## Requirement
Go through each line of the records below and count those with the word "that". Give only the count.

[Start Given records]

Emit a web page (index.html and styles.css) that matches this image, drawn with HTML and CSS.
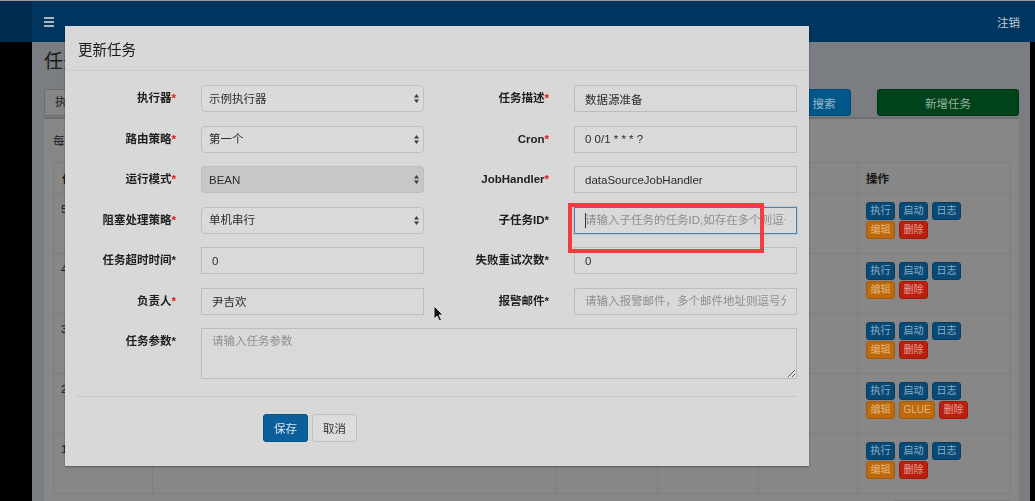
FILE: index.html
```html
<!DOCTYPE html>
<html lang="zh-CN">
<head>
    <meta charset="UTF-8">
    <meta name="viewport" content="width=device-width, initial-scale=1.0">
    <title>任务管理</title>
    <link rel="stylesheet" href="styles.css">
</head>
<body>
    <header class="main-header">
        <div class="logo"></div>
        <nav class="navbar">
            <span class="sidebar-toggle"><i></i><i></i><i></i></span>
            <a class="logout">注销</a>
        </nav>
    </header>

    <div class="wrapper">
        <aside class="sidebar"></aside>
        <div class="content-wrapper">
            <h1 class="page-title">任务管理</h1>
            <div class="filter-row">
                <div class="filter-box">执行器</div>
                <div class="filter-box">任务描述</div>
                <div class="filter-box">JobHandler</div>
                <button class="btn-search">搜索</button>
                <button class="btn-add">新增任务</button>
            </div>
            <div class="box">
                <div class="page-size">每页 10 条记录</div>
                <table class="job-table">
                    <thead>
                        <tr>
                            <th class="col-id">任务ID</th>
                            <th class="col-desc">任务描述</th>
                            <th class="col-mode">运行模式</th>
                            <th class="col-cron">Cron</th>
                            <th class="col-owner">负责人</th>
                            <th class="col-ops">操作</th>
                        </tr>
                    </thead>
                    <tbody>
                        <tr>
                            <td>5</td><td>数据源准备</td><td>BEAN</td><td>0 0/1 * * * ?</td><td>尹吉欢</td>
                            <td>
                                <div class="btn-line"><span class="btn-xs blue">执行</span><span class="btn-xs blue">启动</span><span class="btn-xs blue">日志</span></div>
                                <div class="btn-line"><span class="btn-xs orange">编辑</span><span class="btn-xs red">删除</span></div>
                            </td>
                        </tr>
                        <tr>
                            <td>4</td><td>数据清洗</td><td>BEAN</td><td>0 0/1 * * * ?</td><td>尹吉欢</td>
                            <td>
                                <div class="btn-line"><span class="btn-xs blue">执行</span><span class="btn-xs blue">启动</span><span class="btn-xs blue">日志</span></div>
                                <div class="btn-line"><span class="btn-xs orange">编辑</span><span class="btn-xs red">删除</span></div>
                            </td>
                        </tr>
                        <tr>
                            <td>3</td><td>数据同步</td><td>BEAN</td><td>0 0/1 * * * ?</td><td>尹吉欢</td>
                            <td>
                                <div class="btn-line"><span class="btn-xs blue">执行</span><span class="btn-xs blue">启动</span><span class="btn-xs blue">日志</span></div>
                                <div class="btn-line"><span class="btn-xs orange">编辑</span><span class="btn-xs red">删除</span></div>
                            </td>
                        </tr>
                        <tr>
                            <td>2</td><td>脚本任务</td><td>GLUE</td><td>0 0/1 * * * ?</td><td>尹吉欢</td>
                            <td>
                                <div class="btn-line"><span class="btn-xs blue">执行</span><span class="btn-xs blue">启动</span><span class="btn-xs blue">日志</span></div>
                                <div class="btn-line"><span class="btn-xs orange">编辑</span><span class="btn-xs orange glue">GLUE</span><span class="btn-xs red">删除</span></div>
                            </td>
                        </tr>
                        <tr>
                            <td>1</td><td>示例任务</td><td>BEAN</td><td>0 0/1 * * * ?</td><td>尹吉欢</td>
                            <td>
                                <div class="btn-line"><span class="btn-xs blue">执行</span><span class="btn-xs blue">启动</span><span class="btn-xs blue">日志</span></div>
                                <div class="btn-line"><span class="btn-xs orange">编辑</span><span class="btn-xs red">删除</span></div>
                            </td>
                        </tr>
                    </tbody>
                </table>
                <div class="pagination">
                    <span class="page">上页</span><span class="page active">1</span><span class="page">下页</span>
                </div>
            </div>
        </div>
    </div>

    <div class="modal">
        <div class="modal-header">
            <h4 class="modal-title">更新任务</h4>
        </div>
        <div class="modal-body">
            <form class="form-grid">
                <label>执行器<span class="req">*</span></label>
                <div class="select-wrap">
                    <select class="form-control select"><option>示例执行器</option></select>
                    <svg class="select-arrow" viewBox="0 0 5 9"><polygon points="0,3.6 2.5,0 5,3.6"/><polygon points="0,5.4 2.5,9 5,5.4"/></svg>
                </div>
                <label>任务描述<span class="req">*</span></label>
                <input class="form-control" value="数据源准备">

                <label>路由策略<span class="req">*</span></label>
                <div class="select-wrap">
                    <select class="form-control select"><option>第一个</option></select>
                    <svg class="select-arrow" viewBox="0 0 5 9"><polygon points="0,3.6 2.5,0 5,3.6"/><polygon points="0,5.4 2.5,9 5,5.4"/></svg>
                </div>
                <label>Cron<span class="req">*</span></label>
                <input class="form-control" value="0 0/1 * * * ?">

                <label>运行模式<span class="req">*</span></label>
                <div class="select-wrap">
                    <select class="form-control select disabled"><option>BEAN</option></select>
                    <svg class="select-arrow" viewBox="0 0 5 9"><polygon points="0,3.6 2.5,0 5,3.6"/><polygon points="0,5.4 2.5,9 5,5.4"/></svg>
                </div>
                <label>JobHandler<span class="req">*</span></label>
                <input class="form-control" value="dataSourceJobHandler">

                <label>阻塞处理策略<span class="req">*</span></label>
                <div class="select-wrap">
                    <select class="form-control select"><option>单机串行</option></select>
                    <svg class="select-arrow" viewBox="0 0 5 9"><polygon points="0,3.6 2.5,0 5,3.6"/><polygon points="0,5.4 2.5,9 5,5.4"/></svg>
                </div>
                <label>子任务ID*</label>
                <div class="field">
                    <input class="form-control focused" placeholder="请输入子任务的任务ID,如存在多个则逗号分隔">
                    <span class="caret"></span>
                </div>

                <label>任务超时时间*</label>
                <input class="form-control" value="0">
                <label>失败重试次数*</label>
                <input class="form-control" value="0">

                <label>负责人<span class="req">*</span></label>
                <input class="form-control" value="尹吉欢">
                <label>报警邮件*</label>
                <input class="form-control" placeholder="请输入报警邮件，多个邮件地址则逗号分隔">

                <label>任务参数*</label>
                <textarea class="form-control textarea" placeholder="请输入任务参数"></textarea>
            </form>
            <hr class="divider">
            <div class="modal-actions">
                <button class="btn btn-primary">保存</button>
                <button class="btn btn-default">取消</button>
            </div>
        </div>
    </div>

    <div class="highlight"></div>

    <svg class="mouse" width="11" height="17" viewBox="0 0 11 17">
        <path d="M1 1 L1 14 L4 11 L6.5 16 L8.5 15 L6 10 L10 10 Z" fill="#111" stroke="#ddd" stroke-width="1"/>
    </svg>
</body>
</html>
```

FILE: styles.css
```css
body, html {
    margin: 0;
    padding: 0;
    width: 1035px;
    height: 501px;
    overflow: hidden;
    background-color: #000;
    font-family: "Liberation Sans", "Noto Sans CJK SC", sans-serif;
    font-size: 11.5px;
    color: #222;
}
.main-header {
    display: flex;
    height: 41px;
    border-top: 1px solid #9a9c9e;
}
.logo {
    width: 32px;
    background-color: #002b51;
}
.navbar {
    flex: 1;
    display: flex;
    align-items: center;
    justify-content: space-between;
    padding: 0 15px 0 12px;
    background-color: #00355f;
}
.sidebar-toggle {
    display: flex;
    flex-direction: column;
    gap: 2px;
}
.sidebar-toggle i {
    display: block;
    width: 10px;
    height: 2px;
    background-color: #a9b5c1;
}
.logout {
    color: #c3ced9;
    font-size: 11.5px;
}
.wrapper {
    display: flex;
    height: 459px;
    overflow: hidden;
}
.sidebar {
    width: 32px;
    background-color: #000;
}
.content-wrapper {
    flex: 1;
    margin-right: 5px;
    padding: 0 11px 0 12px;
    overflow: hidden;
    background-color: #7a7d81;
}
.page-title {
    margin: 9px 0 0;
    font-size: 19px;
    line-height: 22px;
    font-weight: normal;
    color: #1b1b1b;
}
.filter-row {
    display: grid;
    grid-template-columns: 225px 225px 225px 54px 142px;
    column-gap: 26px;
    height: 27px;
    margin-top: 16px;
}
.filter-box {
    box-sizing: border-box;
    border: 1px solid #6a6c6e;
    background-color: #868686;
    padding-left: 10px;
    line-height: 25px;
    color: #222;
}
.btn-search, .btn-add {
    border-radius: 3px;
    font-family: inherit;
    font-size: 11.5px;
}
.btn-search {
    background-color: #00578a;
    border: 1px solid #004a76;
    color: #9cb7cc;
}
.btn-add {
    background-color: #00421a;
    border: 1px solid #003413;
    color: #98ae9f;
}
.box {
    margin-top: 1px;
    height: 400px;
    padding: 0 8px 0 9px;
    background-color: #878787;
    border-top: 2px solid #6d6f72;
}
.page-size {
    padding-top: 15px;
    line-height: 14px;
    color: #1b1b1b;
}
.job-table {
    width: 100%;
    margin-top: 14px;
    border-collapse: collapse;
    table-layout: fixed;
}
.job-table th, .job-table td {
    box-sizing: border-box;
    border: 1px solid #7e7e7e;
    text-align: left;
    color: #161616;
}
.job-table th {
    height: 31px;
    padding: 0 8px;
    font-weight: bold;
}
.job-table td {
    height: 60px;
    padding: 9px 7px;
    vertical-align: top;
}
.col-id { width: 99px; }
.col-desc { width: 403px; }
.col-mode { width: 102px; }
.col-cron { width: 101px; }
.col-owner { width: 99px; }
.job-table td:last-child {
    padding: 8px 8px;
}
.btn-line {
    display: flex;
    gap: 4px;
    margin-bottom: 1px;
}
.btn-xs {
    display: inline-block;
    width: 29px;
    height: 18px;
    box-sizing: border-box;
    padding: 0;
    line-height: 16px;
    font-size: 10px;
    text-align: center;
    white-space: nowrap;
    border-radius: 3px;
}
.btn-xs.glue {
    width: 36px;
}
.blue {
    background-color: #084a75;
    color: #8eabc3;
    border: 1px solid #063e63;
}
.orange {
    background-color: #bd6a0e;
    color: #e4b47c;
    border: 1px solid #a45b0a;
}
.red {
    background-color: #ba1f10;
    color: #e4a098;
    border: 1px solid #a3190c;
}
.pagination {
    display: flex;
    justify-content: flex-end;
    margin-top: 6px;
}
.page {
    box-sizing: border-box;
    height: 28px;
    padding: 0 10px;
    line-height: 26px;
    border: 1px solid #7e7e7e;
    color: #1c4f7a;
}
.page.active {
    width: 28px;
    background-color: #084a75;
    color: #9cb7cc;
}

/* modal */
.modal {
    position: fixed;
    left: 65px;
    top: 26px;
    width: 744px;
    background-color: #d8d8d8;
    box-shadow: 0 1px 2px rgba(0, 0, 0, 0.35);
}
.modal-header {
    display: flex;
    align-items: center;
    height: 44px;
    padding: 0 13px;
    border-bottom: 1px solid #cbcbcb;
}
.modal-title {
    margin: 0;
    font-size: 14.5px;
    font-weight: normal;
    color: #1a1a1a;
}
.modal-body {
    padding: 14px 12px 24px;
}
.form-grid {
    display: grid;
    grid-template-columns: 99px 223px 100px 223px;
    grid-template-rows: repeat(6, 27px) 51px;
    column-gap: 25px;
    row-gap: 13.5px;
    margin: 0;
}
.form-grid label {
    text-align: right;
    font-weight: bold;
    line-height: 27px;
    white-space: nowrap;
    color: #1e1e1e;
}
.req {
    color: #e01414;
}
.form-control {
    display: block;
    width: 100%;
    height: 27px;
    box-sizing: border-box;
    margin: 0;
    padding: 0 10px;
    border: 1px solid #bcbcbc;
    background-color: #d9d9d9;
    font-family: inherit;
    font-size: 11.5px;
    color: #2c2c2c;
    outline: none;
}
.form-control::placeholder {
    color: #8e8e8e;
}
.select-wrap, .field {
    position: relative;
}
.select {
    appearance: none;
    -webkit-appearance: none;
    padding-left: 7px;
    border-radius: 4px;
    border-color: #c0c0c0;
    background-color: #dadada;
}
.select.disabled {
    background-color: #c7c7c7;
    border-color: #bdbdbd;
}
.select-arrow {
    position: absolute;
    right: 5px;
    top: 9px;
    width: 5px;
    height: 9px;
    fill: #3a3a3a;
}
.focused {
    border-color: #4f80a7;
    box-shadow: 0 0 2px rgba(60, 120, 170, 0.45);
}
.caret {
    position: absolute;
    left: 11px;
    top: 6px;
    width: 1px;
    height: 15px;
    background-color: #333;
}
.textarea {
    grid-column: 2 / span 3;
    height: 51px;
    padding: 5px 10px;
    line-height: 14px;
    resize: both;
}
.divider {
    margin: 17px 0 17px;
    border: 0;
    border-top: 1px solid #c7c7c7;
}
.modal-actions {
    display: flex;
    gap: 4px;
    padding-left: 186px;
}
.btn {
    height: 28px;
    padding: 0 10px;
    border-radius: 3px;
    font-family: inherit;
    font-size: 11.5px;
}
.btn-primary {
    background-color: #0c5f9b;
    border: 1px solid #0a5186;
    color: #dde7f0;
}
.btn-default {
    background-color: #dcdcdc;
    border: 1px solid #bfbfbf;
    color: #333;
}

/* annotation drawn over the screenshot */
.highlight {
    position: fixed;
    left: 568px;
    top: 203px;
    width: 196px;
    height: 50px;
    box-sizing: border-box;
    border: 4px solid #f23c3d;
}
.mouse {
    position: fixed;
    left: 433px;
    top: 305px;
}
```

[End Given records]
[Start Given records]

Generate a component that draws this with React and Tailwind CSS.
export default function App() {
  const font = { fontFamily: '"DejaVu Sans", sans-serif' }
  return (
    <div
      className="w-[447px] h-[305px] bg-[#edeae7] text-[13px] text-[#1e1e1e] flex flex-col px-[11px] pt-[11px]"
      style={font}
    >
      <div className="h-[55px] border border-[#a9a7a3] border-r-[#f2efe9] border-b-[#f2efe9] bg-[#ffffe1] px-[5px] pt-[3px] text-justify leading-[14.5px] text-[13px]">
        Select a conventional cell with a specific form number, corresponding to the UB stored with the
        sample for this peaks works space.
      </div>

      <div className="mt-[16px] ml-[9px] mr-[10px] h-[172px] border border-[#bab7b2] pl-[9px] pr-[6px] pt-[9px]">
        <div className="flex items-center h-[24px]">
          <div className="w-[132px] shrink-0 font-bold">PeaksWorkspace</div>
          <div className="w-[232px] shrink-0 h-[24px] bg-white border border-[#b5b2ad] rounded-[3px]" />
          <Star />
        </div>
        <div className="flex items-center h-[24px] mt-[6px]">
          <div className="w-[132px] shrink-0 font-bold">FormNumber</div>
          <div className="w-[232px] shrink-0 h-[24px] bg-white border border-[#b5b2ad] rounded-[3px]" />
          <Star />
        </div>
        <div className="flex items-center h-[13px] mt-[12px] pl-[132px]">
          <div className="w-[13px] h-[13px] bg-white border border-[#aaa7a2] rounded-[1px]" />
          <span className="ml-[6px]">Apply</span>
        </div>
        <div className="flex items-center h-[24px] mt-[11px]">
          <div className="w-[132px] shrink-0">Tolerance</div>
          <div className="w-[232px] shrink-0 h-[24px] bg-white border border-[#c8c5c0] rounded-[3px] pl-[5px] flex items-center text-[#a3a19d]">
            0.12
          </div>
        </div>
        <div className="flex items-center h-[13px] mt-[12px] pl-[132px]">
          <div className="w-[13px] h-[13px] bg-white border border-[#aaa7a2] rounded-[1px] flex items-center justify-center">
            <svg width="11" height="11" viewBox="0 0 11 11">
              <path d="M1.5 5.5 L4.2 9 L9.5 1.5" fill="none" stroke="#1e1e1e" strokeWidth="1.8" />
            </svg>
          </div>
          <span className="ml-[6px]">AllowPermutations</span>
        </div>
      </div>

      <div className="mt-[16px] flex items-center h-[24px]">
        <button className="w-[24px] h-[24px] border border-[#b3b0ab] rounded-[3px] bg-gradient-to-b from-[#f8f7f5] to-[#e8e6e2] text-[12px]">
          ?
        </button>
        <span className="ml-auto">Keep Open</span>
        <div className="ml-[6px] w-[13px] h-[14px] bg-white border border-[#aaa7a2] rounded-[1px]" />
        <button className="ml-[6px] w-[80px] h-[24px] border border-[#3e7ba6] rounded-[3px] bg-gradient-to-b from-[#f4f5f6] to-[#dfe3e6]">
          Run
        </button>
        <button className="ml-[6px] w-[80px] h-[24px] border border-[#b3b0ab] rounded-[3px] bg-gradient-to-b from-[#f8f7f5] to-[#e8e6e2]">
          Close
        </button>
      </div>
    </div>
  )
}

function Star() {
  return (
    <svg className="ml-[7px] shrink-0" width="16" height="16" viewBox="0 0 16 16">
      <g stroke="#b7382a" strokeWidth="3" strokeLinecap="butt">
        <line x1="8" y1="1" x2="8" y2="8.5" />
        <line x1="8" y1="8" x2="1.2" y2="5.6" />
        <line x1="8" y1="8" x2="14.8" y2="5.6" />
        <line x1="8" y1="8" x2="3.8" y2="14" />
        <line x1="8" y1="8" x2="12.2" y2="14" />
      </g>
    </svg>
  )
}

[End Given records]

## Exercise response
2